Aksi-aksi organisasi preman dulu masih dibilang bentuk perjuangan dengan merampok Belanda untuk kemudian dibagikan ke rakyat. Sayangnya, aksi itu menjadi tindakan brutal saat mereka menggabungkan perampokan dengan patriotisme. Sasaran mereka yaitu rakyat sendiri, yaitu orang-orang Timur (Ambon dan Timor).

Lantaran aksi-aksi brutal, jabatan-jabatan kekuasaan formal kian menjauh. Banyak yang menobatkan diri mereka sendiri jadi penguasa kawasan atau jalanan. Mereka ingin menguasai tanpa mengusik kekuasaan resmi. Haji Ahmad Khaerun, penguasa Tangerang, bahkan dengan lantang menyatakan Tangerang sebagai daerah otonom.

Lambat laun generasi preman mulai berganti. Yang tua mulai menjalani kehidupan normal. Untuk yang muda, mereka membentuk geng-geng. Mereka bergerak bersama tanpa patron yang kaku.

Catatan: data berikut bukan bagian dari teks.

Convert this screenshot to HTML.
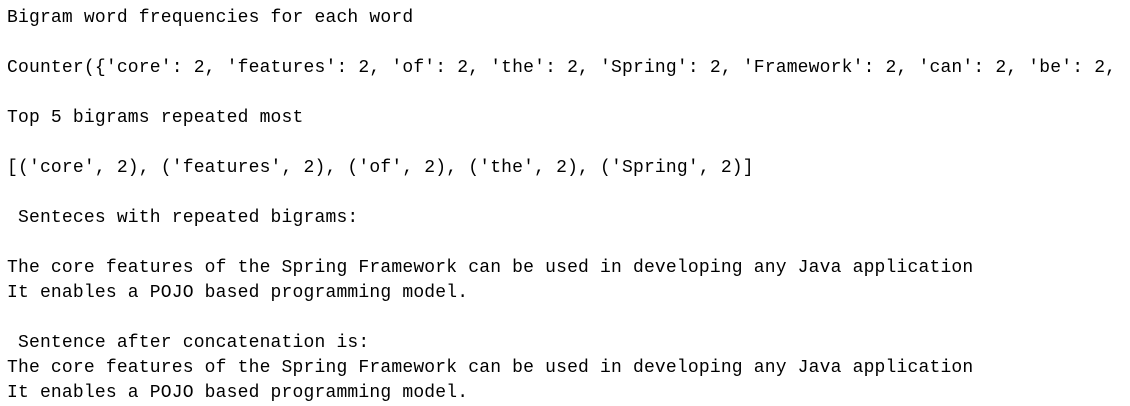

Kemunculan geng ini dicirikan melalui simbol-simbol pakaian dan sepeda motor. Tahun 1960-an dan 1970-an, di Medan dan Bandung muncul istilah cross boy, gerombolan pemuda yang berkerumun di perempatan jalan. Ada geng dari anak-anak orang kaya yang selalu pesta pora dan hura-hura. Penampilannya seperti James Dean dan Rock Hudson, artis tenar Hollywood waktu itu. Kaum hawa juga punya geng, mereka bernama Selendang Biru dari Surabaya. Dari selera musik, tahun 1960-an ada geng AKA di Jakarta. Penggemar musik dangdut, ada juga. Mereka bernama Besi Tua, berasal dari etnis Madura dengan latar belakang ekonomi masyarakat bawah.

Terdapat perbedaan preman Indonesia dengan preman lain. Di Cina, pentolan preman bergabung menjadi organisasi mafia Triad. AS punya organisasi mafia yang berasal etnis Italia (Sisilia) yang berseteru dengan polisi yang mayoritas keturunan Irlandia. Organisasi di luar bersifat langgeng dan setara dengan kekuasaan resmi. Sementara itu, organisasi preman Indonesia seperti patah tumbuh hilang berganti. Sejarah mencatat, tanpa relasi dengan kekuasaan preman atau jago tidak dapat berkembang. Kekuasaan dan preman sama-sama saling menunjang. Preman Indonesia kini hanya menduduki lingkar-lingkar kecil masyarakat sambil bertumpu pada job dan order.